What are Green Stocks?

Jul 17, 2018 | BEGINNER, INVESTING 101

Green stocks are shares of ownership in companies that do business in environmentally friendly ways. These companies tend to be involved in activities such as developing alternative energies, reducing carbon footprints, controlling pollution, and recycling. While firms that are prominent in their industries and have proven to be perennially profitable are called “blue chips,” green stocks, which are also known as “green chips,” come with significantly higher risks.

Despite these risks, green stocks are attractive to investors who are environmentally conscious and want to support the growth of businesses they see as being more responsive to earth-friendly priorities. However, although investors tend to be willing to take on the risks of green stocks during bull markets, they are also apt to abandon them during bear markets. This trend was observed in 2003-2007, when high oil prices spurred keen interest in alternative energy and made these green stocks elite performers.

The good times came to a screeching halt as the Great Recession hit in 2008-2009. When traditional energy prices plummeted to dirt cheap levels, demand for alternative energy likewise sank and took green stock prices with it. This inherent volatility for green stocks is exacerbated by the sector’s relative dependence on the availability of government subsidies.

Investors who are willing to weather the risk and volatility that come with green stocks may eventually be handsomely rewarded. Since the end of the Great Recession, green stocks have rebounded nicely along with the broader market. To the extent that historical momentum appears to be on the side of environmentally friendly businesses, it is reasonable to expect the future to be bright for their market performance.

While risk and volatility have to be weighed carefully in investing decisions, investors interested in green stocks now have more options than ever. As they have performed well in the market, green stocks have been increasingly included in mutual and exchange-traded funds, and many funds hold green stocks exclusively. This surge of interest has been fueled by both investors who believe in the morality of green investing and those who consider more conventional businesses to be economically and environmentally unsustainable.

Those interested in green stocks will have to decide which specific strategy is right for them. For example, one strategy, known as Fossil Fuel Free (FFF), aims to completely exclude from portfolios any companies that are involved in any part of conventional energy sources, including oil, gas, coal and even nuclear power. However, some investment professionals with solid green credentials argue that investing in the efficient use of fossil fuels is the more realistic way to gradually reduce our dependence on them.
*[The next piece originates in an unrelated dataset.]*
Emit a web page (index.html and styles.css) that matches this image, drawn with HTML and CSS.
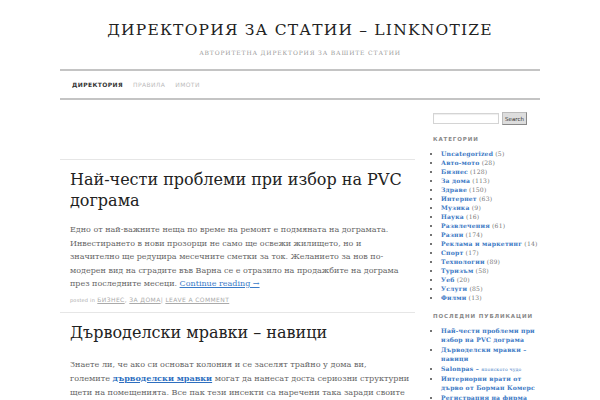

Accordingly, as green investors evaluate their investments, they have to make a call on how much deviation from an ideal standard of greenness they are willing to tolerate. An example of the tension that can occur took place when Brookfield Renewable Energy Partners was removed from the Green Alpha Global Enhanced Equity Income Portfolio. Although the vast majority of Brookfield’s operations are in the area of renewable energy, it did acquire two natural gas plants, which caused it to fall short of the FFF standard.